> [TASK DETAILS]:
Every line below that holds the string "React" should be copied out.

> [DATASET EXCERPT]:
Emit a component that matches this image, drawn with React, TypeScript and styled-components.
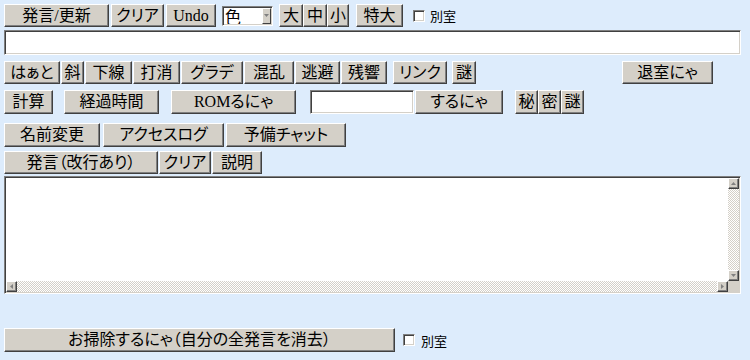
import React from "react";
import styled, { createGlobalStyle } from "styled-components";

const GlobalStyle = createGlobalStyle`
  html, body {
    margin: 0;
    padding: 0;
    background: #ddecfc;
  }
  body {
    font-family: "Noto Sans CJK JP", "Noto Sans", sans-serif;
  }
`;

const Page = styled.div`
  width: 750px;
  height: 360px;
  box-sizing: border-box;
  padding: 4px 0 0 4px;
  background: #ddecfc;
  overflow: hidden;
`;

const Row = styled.div<{ $h: number; $mt?: number }>`
  display: flex;
  align-items: center;
  height: ${(p) => p.$h}px;
  margin-top: ${(p) => p.$mt ?? 0}px;
`;

const Btn = styled.button<{ $w: number; $ml?: number }>`
  box-sizing: border-box;
  width: ${(p) => p.$w}px;
  height: 100%;
  margin: 0 0 0 ${(p) => p.$ml ?? 0}px;
  padding: 0;
  display: flex;
  align-items: center;
  justify-content: center;
  background: #d4d0c8;
  color: #000;
  border: 1px solid;
  border-color: #fff #404040 #404040 #fff;
  box-shadow: inset -1px -1px #808080;
  font-family: "Liberation Serif", "Noto Sans CJK JP", serif;
  font-size: 16px;
  font-weight: 400;
  line-height: 1;
  font-feature-settings: "palt";
  white-space: nowrap;
  cursor: default;
`;

const TextInput = styled.input<{ $w: number; $ml?: number }>`
  box-sizing: border-box;
  width: ${(p) => p.$w}px;
  height: 100%;
  margin: 0 0 0 ${(p) => p.$ml ?? 0}px;
  padding: 0 3px;
  background: #fff;
  border: 1px solid;
  border-color: #808080 #fff #fff #808080;
  box-shadow: inset 1px 1px #404040, inset -1px -1px #d4d0c8;
  font-family: "Noto Sans CJK JP", sans-serif;
  font-size: 14px;
  outline: none;
`;

const SelectBox = styled.div`
  box-sizing: border-box;
  display: flex;
  width: 51px;
  height: 20px;
  margin-left: 6px;
  padding: 1px;
  background: #fff;
  border: 1px solid;
  border-color: #808080 #fff #fff #808080;
  box-shadow: inset 1px 1px #404040, inset -1px -1px #d4d0c8;
`;

const Select = styled.select`
  appearance: none;
  flex: 1;
  min-width: 0;
  margin: 0;
  padding: 0 0 0 1px;
  border: 0;
  background: transparent;
  color: #000;
  font-family: "Noto Sans CJK JP", sans-serif;
  font-size: 16px;
  line-height: 16px;
  outline: none;
`;

const SelectArrow = styled.span`
  box-sizing: border-box;
  width: 9px;
  display: flex;
  align-items: center;
  justify-content: center;
  background: #d4d0c8;
  border: 1px solid;
  border-color: #fff #404040 #404040 #fff;
`;

const Check = styled.input.attrs({ type: "checkbox" })<{ $ml: number }>`
  appearance: none;
  box-sizing: border-box;
  width: 12px;
  height: 12px;
  margin: 0 0 0 ${(p) => p.$ml}px;
  background: #fff;
  border: 1px solid;
  border-color: #808080 #fff #fff #808080;
  box-shadow: inset 1px 1px #404040, inset -1px -1px #d4d0c8;
`;

const CheckLabel = styled.span<{ $ml: number }>`
  margin-left: ${(p) => p.$ml}px;
  font-family: "Noto Sans CJK JP", sans-serif;
  font-size: 13px;
  color: #000;
`;

const Memo = styled.div`
  box-sizing: border-box;
  width: 737px;
  height: 118px;
  margin-top: 2px;
  padding: 1px;
  display: grid;
  grid-template-columns: 1fr 11px;
  grid-template-rows: 1fr 11px;
  background: #fff;
  border: 1px solid;
  border-color: #808080 #fff #fff #808080;
  box-shadow: inset 1px 1px #404040, inset -1px -1px #d4d0c8;
`;

const MemoArea = styled.textarea`
  box-sizing: border-box;
  width: 100%;
  height: 100%;
  margin: 0;
  padding: 2px;
  border: 0;
  resize: none;
  outline: none;
  overflow: hidden;
  background: #fff;
  font-family: "Noto Sans CJK JP", sans-serif;
  font-size: 14px;
`;

const Bar = styled.div<{ $vertical?: boolean }>`
  display: flex;
  flex-direction: ${(p) => (p.$vertical ? "column" : "row")};
`;

const Track = styled.div`
  flex: 1;
  background: repeating-conic-gradient(#d4d0c8 0 25%, #fff 0 50%) 0 0 / 2px 2px;
`;

const ScrollBtn = styled.div`
  box-sizing: border-box;
  flex: 0 0 11px;
  width: 11px;
  height: 11px;
  display: flex;
  align-items: center;
  justify-content: center;
  background: #d4d0c8;
  border: 1px solid;
  border-color: #fff #404040 #404040 #fff;
  box-shadow: inset -1px -1px #808080;
`;

const Corner = styled.div`
  background: #d4d0c8;
`;

type Dir = "up" | "down" | "left" | "right";

const arrowPoints: Record<Dir, string> = {
  up: "0,3 5,3 2.5,0",
  down: "0,0 5,0 2.5,3",
  left: "3,0 3,5 0,2.5",
  right: "0,0 0,5 3,2.5",
};

const Arrow = ({ dir }: { dir: Dir }) => {
  const wide = dir === "up" || dir === "down";
  return (
    <svg width={wide ? 5 : 3} height={wide ? 3 : 5} viewBox={wide ? "0 0 5 3" : "0 0 3 5"}>
      <polygon points={arrowPoints[dir]} fill="#808080" />
    </svg>
  );
};

type B = [string, number, number?];

const row1: B[] = [
  ["発言/更新", 105],
  ["クリア", 53, 2],
  ["Undo", 50, 2],
];
const sizes: B[] = [
  ["大", 24, 6],
  ["中", 24],
  ["小", 22],
  ["特大", 47, 7],
];
const row3: B[] = [
  ["はぁと", 56],
  ["斜", 23, 1],
  ["下線", 47, 1],
  ["打消", 47, 1],
  ["グラデ", 62, 1],
  ["混乱", 50, 1],
  ["逃避", 45, 1],
  ["残響", 46, 1],
  ["リンク", 54, 6],
  ["謎", 24, 5],
  ["退室にゃ", 91, 146],
];
const row4a: B[] = [
  ["計算", 49],
  ["経過時間", 95, 11],
  ["ROMるにゃ", 125, 12],
];
const row4b: B[] = [
  ["するにゃ", 88, 1],
  ["秘", 23, 12],
  ["密", 23],
  ["謎", 23],
];
const row5: B[] = [
  ["名前変更", 96],
  ["アクセスログ", 121, 3],
  ["予備チャット", 120, 2],
];
const row6: B[] = [
  ["発言（改行あり）", 154],
  ["クリア", 52, 1],
  ["説明", 50, 1],
];

const buttons = (list: B[]) =>
  list.map(([label, w, ml]) => (
    <Btn key={label + w} $w={w} $ml={ml}>
      {label}
    </Btn>
  ));

const App = () => {
  return (
    <>
      <GlobalStyle />
      <Page>
        <Row $h={23}>
          {buttons(row1)}
          <SelectBox>
            <Select defaultValue="色">
              <option>色</option>
            </Select>
            <SelectArrow>
              <Arrow dir="down" />
            </SelectArrow>
          </SelectBox>
          {buttons(sizes)}
          <Check $ml={10} />
          <CheckLabel $ml={5}>別室</CheckLabel>
        </Row>
        <Row $h={25} $mt={3}>
          <TextInput $w={737} />
        </Row>
        <Row $h={23} $mt={6}>
          {buttons(row3)}
        </Row>
        <Row $h={24} $mt={6}>
          {buttons(row4a)}
          <TextInput $w={104} $ml={14} />
          {buttons(row4b)}
        </Row>
        <Row $h={24} $mt={9}>
          {buttons(row5)}
        </Row>
        <Row $h={23} $mt={4}>
          {buttons(row6)}
        </Row>
        <Memo>
          <MemoArea />
          <Bar $vertical>
            <ScrollBtn>
              <Arrow dir="up" />
            </ScrollBtn>
            <Track />
            <ScrollBtn>
              <Arrow dir="down" />
            </ScrollBtn>
          </Bar>
          <Bar>
            <ScrollBtn>
              <Arrow dir="left" />
            </ScrollBtn>
            <Track />
            <ScrollBtn>
              <Arrow dir="right" />
            </ScrollBtn>
          </Bar>
          <Corner />
        </Memo>
        <Row $h={24} $mt={34}>
          <Btn $w={391}>お掃除するにゃ（自分の全発言を消去）</Btn>
          <Check $ml={8} />
          <CheckLabel $ml={6}>別室</CheckLabel>
        </Row>
      </Page>
    </>
  );
};

export default App;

> [EXERCISE RESULT]:
Emit a component that matches this image, drawn with React, TypeScript and styled-components.
import React from "react";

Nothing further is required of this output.